Today, Elijah started his first real schedule of therapies! We had both Physical Therapy (PT) and Occupational Therapy (OT) today, although they will normally be on different days (one session could only fit us in today this week, but next week we'll begin our "real" time slot). Elijah did GREAT! I thought the therapists were both knowledgeable and professional. I've already learned a few good tricks and have a few goals for the week set. It's awesome. I am finally taking a big breath of relief that we are in the system and getting started. I really think Elijah is ready, and today proved it. He lasted a good 40 minutes in each session before he started complaining. He complained more in the Physical therapy than in the Occupational, but that was to be expected. The OT was especially helpful because part of their expertise is in feeding. I told her the situation and she didn't seem worried about any of it. When I explained how Elijah eats, she was pleased to hear everything I said. I also told the PT what was going on with Eli's weight gain and she seemed even less bothered by it than the OT. She even seemed skeptical that I needed to supplement with formula. But, I'm not comfortable without a plan, so I'm taking my plan and sticking to it. In two weeks were going back to the doctor for a weight check, so I think I'll have some idea if it's helping or not.

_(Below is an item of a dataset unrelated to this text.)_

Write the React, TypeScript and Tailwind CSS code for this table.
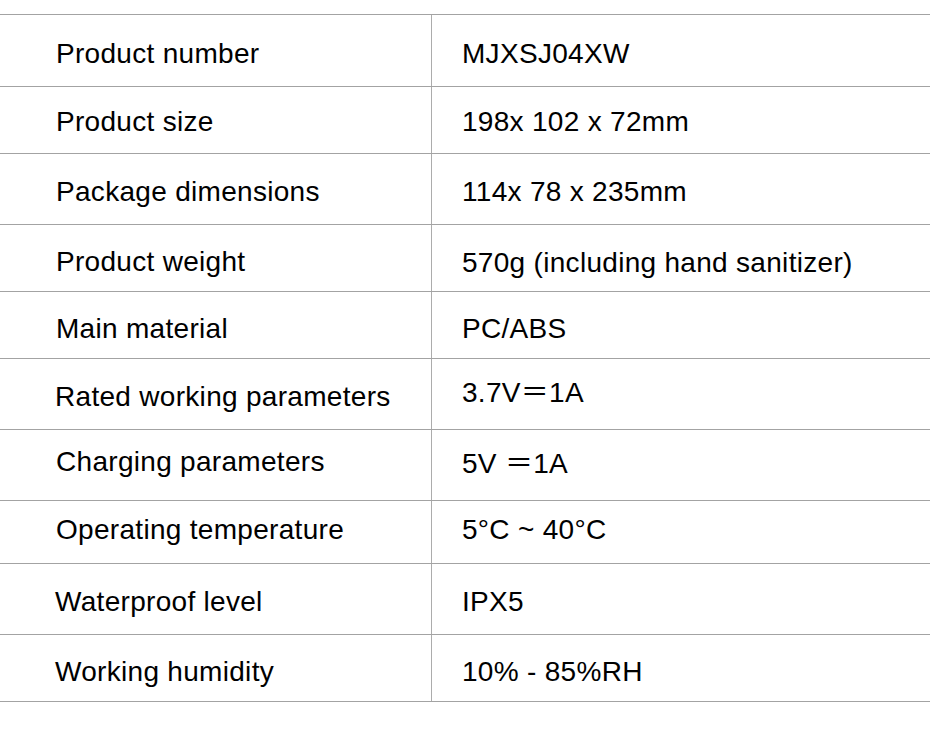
const rows = [
  { label: 'Product number', value: 'MJXSJ04XW', h: 'h-[72px]', lp: 'pt-[25px]', vp: 'pt-[25px]' },
  { label: 'Product size', value: '198x 102 x 72mm', h: 'h-[67px]', lp: 'pt-[21px]', vp: 'pt-[21px]' },
  { label: 'Package dimensions', value: '114x 78 x 235mm', h: 'h-[71px]', lp: 'pt-[24px]', vp: 'pt-[24px]' },
  { label: 'Product weight', value: '570g (including hand sanitizer)', h: 'h-[67px]', lp: 'pt-[23px]', vp: 'pt-[24px]' },
  { label: 'Main material', value: 'PC/ABS', h: 'h-[67px]', lp: 'pt-[23px]', vp: 'pt-[23px]' },
  { label: 'Rated working parameters', value: '3.7V＝1A', h: 'h-[71px]', lp: 'pt-[24px]', vp: 'pt-[20px]', shift: true },
  { label: 'Charging parameters', value: '5V ＝1A', h: 'h-[71px]', lp: 'pt-[18px]', vp: 'pt-[20px]' },
  { label: 'Operating temperature', value: '5°C ~ 40°C', h: 'h-[63px]', lp: 'pt-[15px]', vp: 'pt-[15px]' },
  { label: 'Waterproof level', value: 'IPX5', h: 'h-[71px]', lp: 'pt-[24px]', vp: 'pt-[24px]', shift: true },
  { label: 'Working humidity', value: '10% - 85%RH', h: 'h-[68px] border-b', lp: 'pt-[23px]', vp: 'pt-[23px]', shift: true },
]

export default function App() {
  return (
    <div
      className="w-[930px] h-[732px] bg-white pt-[14px] text-[28px] leading-[28px] tracking-[0.3px] text-black"
      style={{ fontFamily: '"Liberation Sans", Arial, "Noto Sans CJK SC", sans-serif' }}
    >
      {rows.map((r) => (
        <div key={r.label} className={`flex border-t border-[#a3a3a3] ${r.h}`}>
          <div className={`w-[431px] shrink-0 ${r.shift ? 'pl-[55px]' : 'pl-[56px]'} ${r.lp}`}>
            {r.label}
          </div>
          <div className={`flex-1 border-l border-[#acacac] pl-[30px] ${r.vp}`}>
            {r.value}
          </div>
        </div>
      ))}
    </div>
  )
}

It's been a big week for Elijah and I. What he feels...I feel. I can't believe how wrong I was as a child. I would roll my eyes whenever my Mother would say, "Believe me, this hurts me more than it hurts you!"
Sigh.
This moment made my week. Christian is becoming more and more involved with Elijah, and in this shot, he was insisting that he needed to hold him. He couldn't be a more proud big brother and although I couldn't catch a good shot showing how much Elijah loved it too...he did. However, I think I loved it best of all.
5 comments:
Beautiful boys! Don't worry Mama...you are a great mother and you're doing everything right!
Your blog is lovely! My friend follows you and I clicked over from her blog. Have you tried a wheat-free diet for your son? I have a wheat intolerance, but it wasn't discovered until I was an adult. As a baby, I had similar symptoms to your son and they couldn't figure it out. The symptoms eventually diminished and I gained weight fairly normally until everything came back full-force as an adult and they figured out it was wheat. Might be worth checking into, or at just google it! :) Anyway, just thought I'd mention it! Good luck!

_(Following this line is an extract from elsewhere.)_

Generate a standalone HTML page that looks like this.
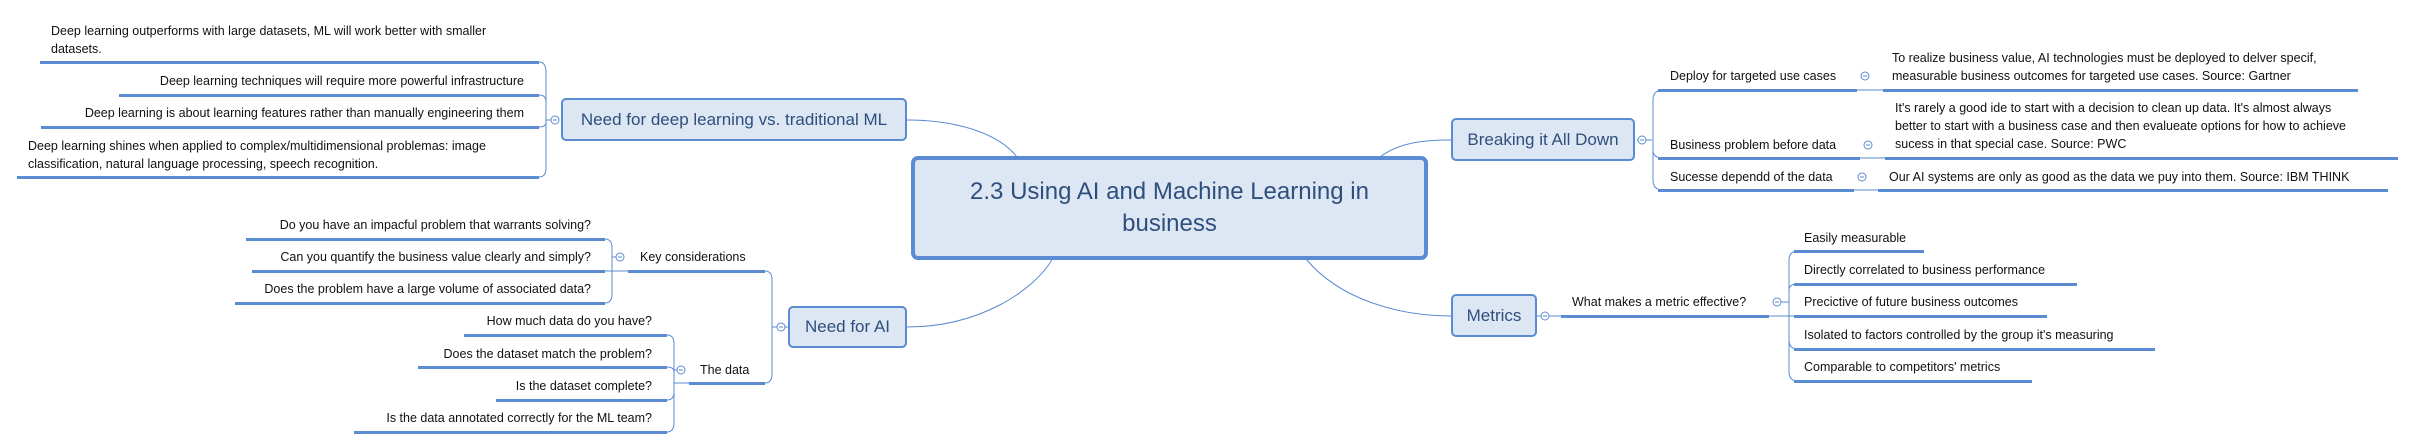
<!DOCTYPE html>
<html><head><meta charset="utf-8"><style>
body{margin:0;width:2416px;height:446px;background:#fff;position:relative;overflow:hidden;font-family:"Liberation Sans",sans-serif;color:#111;}
.t{position:absolute;font-size:12.5px;line-height:18px;white-space:nowrap;}
.r{text-align:right;}
.ul{position:absolute;height:3px;background:#5b8bd3;}
.box{position:absolute;background:#dde7f3;border:2px solid #5b8bd3;border-radius:5px;box-sizing:border-box;color:#2e4f7e;font-size:17px;display:flex;align-items:center;justify-content:center;white-space:nowrap;}
svg{position:absolute;left:0;top:0;}
</style></head><body>
<svg width="2416" height="446" fill="none" stroke="#5b8bd3" stroke-width="1">
<path d="M907 120 C960 120 1000 135 1017 157"/>
<path d="M907 327 C980 327 1035 290 1053 258"/>
<path d="M1380 157 C1400 142 1425 140 1451 140"/>
<path d="M1306 259 C1340 300 1400 316 1451 316"/>
<!-- deep learning bracket -->
<path d="M539 62 Q546 62 546 72 L546 168 Q546 177 539 177 M539 95 Q546 95 546 102 M539 127 Q546 127 546 122 M546 120 L551 120"/>
<!-- key considerations -->
<path d="M605 239 Q612 239 612 248 L612 294 Q612 303 605 303 M605 271 L628 271 M612 257 L616 257"/>
<!-- the data -->
<path d="M667 335 Q674 335 674 344 L674 423 Q674 432 667 432 M667 367 Q674 367 674 372 M667 400 Q674 400 674 392 M674 370 L677 370 M674 383 L689 383"/>
<!-- need for AI -->
<path d="M765 271 Q772 271 772 280 L772 374 Q772 383 765 383 M772 327 L788 327"/>
<!-- breaking -->
<path d="M1637 140 L1638 140 M1646 140 L1652 140 M1663 90 Q1653 90 1653 100 L1653 180 Q1653 190 1663 190 M1653 150 Q1653 158 1663 158"/>
<path d="M1857 90 L1883 90 M1860 158 L1885 158 M1854 190 L1878 190"/>
<!-- metrics -->
<path d="M1537 316 L1541 316 M1549 316 L1561 316 M1769 316 L1804 316 M1798 251 Q1789 251 1789 260 L1789 372 Q1789 381 1798 381 M1789 290 Q1789 284 1798 284 M1789 340 Q1789 349 1798 349 M1781 302 L1789 302"/>
<g fill="#fff">
<circle cx="555" cy="120" r="4"/><circle cx="620" cy="257" r="4"/><circle cx="681" cy="370" r="4"/><circle cx="781" cy="327" r="4"/>
<circle cx="1642" cy="140" r="4"/><circle cx="1865" cy="76" r="4"/><circle cx="1868" cy="145" r="4"/><circle cx="1862" cy="177" r="4"/>
<circle cx="1545" cy="316" r="4"/><circle cx="1777" cy="302" r="4"/>
</g>
<path d="M553 120h4M618 257h4M679 370h4M779 327h4M1640 140h4M1863 76h4M1866 145h4M1860 177h4M1543 316h4M1775 302h4"/>
</svg>

<div class="box" style="left:911px;top:156px;width:517px;height:104px;border-width:4px;border-radius:7px;font-size:24px;line-height:32px;white-space:normal;text-align:center;padding:0 30px">2.3 Using AI and Machine Learning in business</div>
<div class="box" style="left:561px;top:98px;width:346px;height:43px;">Need for deep learning vs. traditional ML</div>
<div class="box" style="left:788px;top:306px;width:119px;height:42px;">Need for AI</div>
<div class="box" style="left:1451px;top:118px;width:184px;height:43px;">Breaking it All Down</div>
<div class="box" style="left:1451px;top:294px;width:86px;height:43px;">Metrics</div>

<div class="t" style="left:51px;top:22px">Deep learning outperforms with large datasets, ML will work better with smaller<br>datasets.</div>
<div class="ul" style="left:40px;top:61px;width:499px"></div>
<div class="t r" style="right:1892px;top:72px">Deep learning techniques will require more powerful infrastructure</div>
<div class="ul" style="left:119px;top:94px;width:420px"></div>
<div class="t r" style="right:1892px;top:104px">Deep learning is about learning features rather than manually engineering them</div>
<div class="ul" style="left:41px;top:126px;width:498px"></div>
<div class="t" style="left:28px;top:137px">Deep learning shines when applied to complex/multidimensional problemas: image<br>classification, natural language processing, speech recognition.</div>
<div class="ul" style="left:17px;top:176px;width:522px"></div>

<div class="t r" style="right:1825px;top:216px">Do you have an impacful problem that warrants solving?</div>
<div class="ul" style="left:246px;top:238px;width:359px"></div>
<div class="t r" style="right:1825px;top:248px">Can you quantify the business value clearly and simply?</div>
<div class="ul" style="left:252px;top:270px;width:353px"></div>
<div class="t r" style="right:1825px;top:280px">Does the problem have a large volume of associated data?</div>
<div class="ul" style="left:235px;top:302px;width:370px"></div>
<div class="t" style="left:640px;top:248px">Key considerations</div>
<div class="ul" style="left:628px;top:270px;width:137px"></div>

<div class="t r" style="right:1764px;top:312px">How much data do you have?</div>
<div class="ul" style="left:464px;top:334px;width:203px"></div>
<div class="t r" style="right:1764px;top:345px">Does the dataset match the problem?</div>
<div class="ul" style="left:418px;top:366px;width:249px"></div>
<div class="t r" style="right:1764px;top:377px">Is the dataset complete?</div>
<div class="ul" style="left:496px;top:399px;width:171px"></div>
<div class="t r" style="right:1764px;top:409px">Is the data annotated correctly for the ML team?</div>
<div class="ul" style="left:354px;top:431px;width:313px"></div>
<div class="t" style="left:700px;top:361px">The data</div>
<div class="ul" style="left:689px;top:382px;width:76px"></div>

<div class="t" style="left:1670px;top:67px">Deploy for targeted use cases</div>
<div class="ul" style="left:1658px;top:89px;width:199px"></div>
<div class="t" style="left:1892px;top:49px">To realize business value, AI technologies must be deployed to delver specif,<br>measurable business outcomes for targeted use cases. Source: Gartner</div>
<div class="ul" style="left:1883px;top:89px;width:475px"></div>
<div class="t" style="left:1670px;top:136px">Business problem before data</div>
<div class="ul" style="left:1658px;top:157px;width:202px"></div>
<div class="t" style="left:1895px;top:99px">It's rarely a good ide to start with a decision to clean up data. It's almost always<br>better to start with a business case and then evalueate options for how to achieve<br>sucess in that special case. Source: PWC</div>
<div class="ul" style="left:1885px;top:157px;width:513px"></div>
<div class="t" style="left:1670px;top:168px">Sucesse dependd of the data</div>
<div class="ul" style="left:1658px;top:189px;width:196px"></div>
<div class="t" style="left:1889px;top:168px">Our AI systems are only as good as the data we puy into them. Source: IBM THINK</div>
<div class="ul" style="left:1878px;top:189px;width:510px"></div>

<div class="t" style="left:1572px;top:293px">What makes a metric effective?</div>
<div class="ul" style="left:1561px;top:315px;width:208px"></div>
<div class="t" style="left:1804px;top:229px">Easily measurable</div>
<div class="ul" style="left:1794px;top:250px;width:130px"></div>
<div class="t" style="left:1804px;top:261px">Directly correlated to business performance</div>
<div class="ul" style="left:1794px;top:283px;width:283px"></div>
<div class="t" style="left:1804px;top:293px">Precictive of future business outcomes</div>
<div class="ul" style="left:1794px;top:315px;width:253px"></div>
<div class="t" style="left:1804px;top:326px">Isolated to factors controlled by the group it's measuring</div>
<div class="ul" style="left:1794px;top:348px;width:361px"></div>
<div class="t" style="left:1804px;top:358px">Comparable to competitors' metrics</div>
<div class="ul" style="left:1794px;top:380px;width:238px"></div>
</body></html>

Try googling "gluten free diet down syndrome." I just did and a lot of great info came up!
I will look into it T.S. - Thanks for "stopping by". Did you have any other symptoms of gluten intolerance in addition to low weight gain as a baby? The only gluten my little guy could get would be from my breast milk, but I am certainly willing to look into it (Since he's not displaying any discomfort after eating and is generally content, I hadn't even thought about allergies!)
Oh no, poor little guy with the blood work! I have tiny, hard to find veins and blood work has always been super hard with me, so I really really sympathize with him. :C If they have little head pads, putting them over where they think the veins are can help them expand and be easier to find. Going forward (if you aren't already/the phlebotomists aren't), also request butterfly needles which are super small. Hopefully the next blood draw will be easier!